--- START Supplied material ---

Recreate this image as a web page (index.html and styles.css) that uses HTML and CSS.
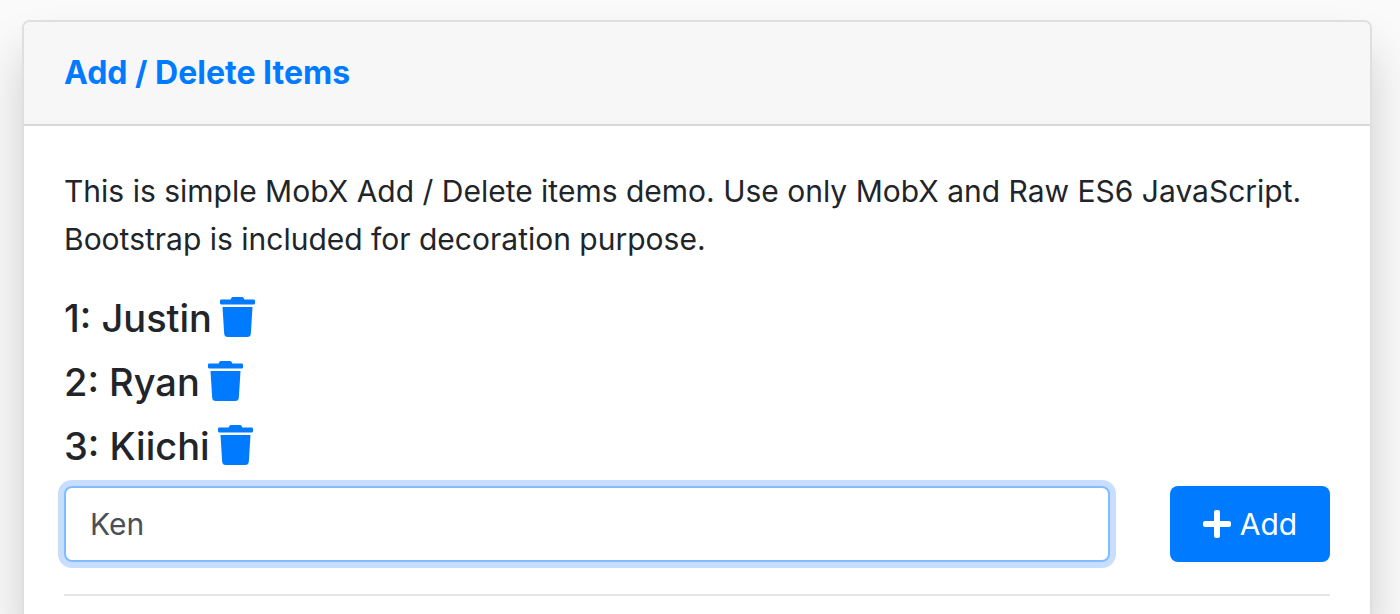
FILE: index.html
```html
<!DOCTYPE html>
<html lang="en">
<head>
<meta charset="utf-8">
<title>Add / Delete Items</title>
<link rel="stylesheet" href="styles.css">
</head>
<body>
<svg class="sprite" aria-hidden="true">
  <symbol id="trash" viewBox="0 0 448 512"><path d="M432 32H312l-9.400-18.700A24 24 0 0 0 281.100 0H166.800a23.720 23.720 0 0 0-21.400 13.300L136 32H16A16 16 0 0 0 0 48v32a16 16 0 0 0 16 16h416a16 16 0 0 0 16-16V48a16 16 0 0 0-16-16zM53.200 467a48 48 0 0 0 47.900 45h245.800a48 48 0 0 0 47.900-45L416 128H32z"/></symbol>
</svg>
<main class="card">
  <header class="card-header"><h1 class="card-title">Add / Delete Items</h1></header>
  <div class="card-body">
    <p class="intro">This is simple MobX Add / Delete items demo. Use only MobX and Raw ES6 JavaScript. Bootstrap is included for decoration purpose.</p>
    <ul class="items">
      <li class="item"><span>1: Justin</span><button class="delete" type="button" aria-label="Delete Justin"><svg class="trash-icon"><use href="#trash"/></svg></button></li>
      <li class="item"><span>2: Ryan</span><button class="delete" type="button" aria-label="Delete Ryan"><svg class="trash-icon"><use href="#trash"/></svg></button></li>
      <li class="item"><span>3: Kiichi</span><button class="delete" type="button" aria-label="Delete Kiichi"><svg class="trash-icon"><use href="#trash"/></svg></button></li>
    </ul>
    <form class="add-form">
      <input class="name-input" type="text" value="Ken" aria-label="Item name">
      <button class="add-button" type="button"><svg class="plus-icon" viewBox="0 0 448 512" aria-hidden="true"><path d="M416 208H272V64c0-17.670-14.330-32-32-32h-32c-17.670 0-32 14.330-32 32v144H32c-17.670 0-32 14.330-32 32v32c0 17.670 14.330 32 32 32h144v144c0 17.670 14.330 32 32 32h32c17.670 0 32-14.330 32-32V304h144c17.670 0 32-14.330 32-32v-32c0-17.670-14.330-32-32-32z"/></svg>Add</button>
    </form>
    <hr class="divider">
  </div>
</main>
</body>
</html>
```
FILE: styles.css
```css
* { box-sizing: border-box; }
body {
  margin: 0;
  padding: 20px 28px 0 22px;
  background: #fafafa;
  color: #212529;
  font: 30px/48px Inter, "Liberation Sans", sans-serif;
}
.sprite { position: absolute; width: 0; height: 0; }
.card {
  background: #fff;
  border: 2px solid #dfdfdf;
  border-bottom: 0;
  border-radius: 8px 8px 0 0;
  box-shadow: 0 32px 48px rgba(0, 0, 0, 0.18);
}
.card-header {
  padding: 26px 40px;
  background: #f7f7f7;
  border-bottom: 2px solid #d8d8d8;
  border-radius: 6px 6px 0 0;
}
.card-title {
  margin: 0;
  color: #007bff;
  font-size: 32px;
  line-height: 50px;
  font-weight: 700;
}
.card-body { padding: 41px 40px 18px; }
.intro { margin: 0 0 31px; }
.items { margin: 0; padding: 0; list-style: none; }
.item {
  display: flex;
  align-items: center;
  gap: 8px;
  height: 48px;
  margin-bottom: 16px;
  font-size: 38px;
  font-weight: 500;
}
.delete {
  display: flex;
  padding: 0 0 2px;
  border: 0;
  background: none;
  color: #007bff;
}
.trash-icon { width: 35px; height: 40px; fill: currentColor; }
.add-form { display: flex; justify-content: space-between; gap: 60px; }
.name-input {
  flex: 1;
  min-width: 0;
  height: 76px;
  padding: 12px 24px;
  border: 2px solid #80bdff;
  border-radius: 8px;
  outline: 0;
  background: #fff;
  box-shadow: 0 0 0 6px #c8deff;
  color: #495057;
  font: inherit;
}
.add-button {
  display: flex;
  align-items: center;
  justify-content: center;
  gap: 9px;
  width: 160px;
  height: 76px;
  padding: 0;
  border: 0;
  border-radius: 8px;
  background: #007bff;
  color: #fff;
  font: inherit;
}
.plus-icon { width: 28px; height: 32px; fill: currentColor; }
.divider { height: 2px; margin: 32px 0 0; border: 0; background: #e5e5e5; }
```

--- END Supplied material ---

Instruction => Omit the pictures and output all of the other material exactly.

Task solution =>
Recreate this image as a web page (index.html and styles.css) that uses HTML and CSS.
FILE: index.html
```html
<!DOCTYPE html>
<html lang="en">
<head>
<meta charset="utf-8">
<title>Add / Delete Items</title>
<link rel="stylesheet" href="styles.css">
</head>
<body>
<svg class="sprite" aria-hidden="true">
  <symbol id="trash" viewBox="0 0 448 512"><path d="M432 32H312l-9.400-18.700A24 24 0 0 0 281.100 0H166.800a23.720 23.720 0 0 0-21.400 13.300L136 32H16A16 16 0 0 0 0 48v32a16 16 0 0 0 16 16h416a16 16 0 0 0 16-16V48a16 16 0 0 0-16-16zM53.200 467a48 48 0 0 0 47.900 45h245.800a48 48 0 0 0 47.900-45L416 128H32z"/></symbol>
</svg>
<main class="card">
  <header class="card-header"><h1 class="card-title">Add / Delete Items</h1></header>
  <div class="card-body">
    <p class="intro">This is simple MobX Add / Delete items demo. Use only MobX and Raw ES6 JavaScript. Bootstrap is included for decoration purpose.</p>
    <ul class="items">
      <li class="item"><span>1: Justin</span><button class="delete" type="button" aria-label="Delete Justin"><svg class="trash-icon"><use href="#trash"/></svg></button></li>
      <li class="item"><span>2: Ryan</span><button class="delete" type="button" aria-label="Delete Ryan"><svg class="trash-icon"><use href="#trash"/></svg></button></li>
      <li class="item"><span>3: Kiichi</span><button class="delete" type="button" aria-label="Delete Kiichi"><svg class="trash-icon"><use href="#trash"/></svg></button></li>
    </ul>
    <form class="add-form">
      <input class="name-input" type="text" value="Ken" aria-label="Item name">
      <button class="add-button" type="button"><svg class="plus-icon" viewBox="0 0 448 512" aria-hidden="true"><path d="M416 208H272V64c0-17.670-14.330-32-32-32h-32c-17.670 0-32 14.330-32 32v144H32c-17.670 0-32 14.330-32 32v32c0 17.670 14.330 32 32 32h144v144c0 17.670 14.330 32 32 32h32c17.670 0 32-14.330 32-32V304h144c17.670 0 32-14.330 32-32v-32c0-17.670-14.330-32-32-32z"/></svg>Add</button>
    </form>
    <hr class="divider">
  </div>
</main>
</body>
</html>
```
FILE: styles.css
```css
* { box-sizing: border-box; }
body {
  margin: 0;
  padding: 20px 28px 0 22px;
  background: #fafafa;
  color: #212529;
  font: 30px/48px Inter, "Liberation Sans", sans-serif;
}
.sprite { position: absolute; width: 0; height: 0; }
.card {
  background: #fff;
  border: 2px solid #dfdfdf;
  border-bottom: 0;
  border-radius: 8px 8px 0 0;
  box-shadow: 0 32px 48px rgba(0, 0, 0, 0.18);
}
.card-header {
  padding: 26px 40px;
  background: #f7f7f7;
  border-bottom: 2px solid #d8d8d8;
  border-radius: 6px 6px 0 0;
}
.card-title {
  margin: 0;
  color: #007bff;
  font-size: 32px;
  line-height: 50px;
  font-weight: 700;
}
.card-body { padding: 41px 40px 18px; }
.intro { margin: 0 0 31px; }
.items { margin: 0; padding: 0; list-style: none; }
.item {
  display: flex;
  align-items: center;
  gap: 8px;
  height: 48px;
  margin-bottom: 16px;
  font-size: 38px;
  font-weight: 500;
}
.delete {
  display: flex;
  padding: 0 0 2px;
  border: 0;
  background: none;
  color: #007bff;
}
.trash-icon { width: 35px; height: 40px; fill: currentColor; }
.add-form { display: flex; justify-content: space-between; gap: 60px; }
.name-input {
  flex: 1;
  min-width: 0;
  height: 76px;
  padding: 12px 24px;
  border: 2px solid #80bdff;
  border-radius: 8px;
  outline: 0;
  background: #fff;
  box-shadow: 0 0 0 6px #c8deff;
  color: #495057;
  font: inherit;
}
.add-button {
  display: flex;
  align-items: center;
  justify-content: center;
  gap: 9px;
  width: 160px;
  height: 76px;
  padding: 0;
  border: 0;
  border-radius: 8px;
  background: #007bff;
  color: #fff;
  font: inherit;
}
.plus-icon { width: 28px; height: 32px; fill: currentColor; }
.divider { height: 2px; margin: 32px 0 0; border: 0; background: #e5e5e5; }
```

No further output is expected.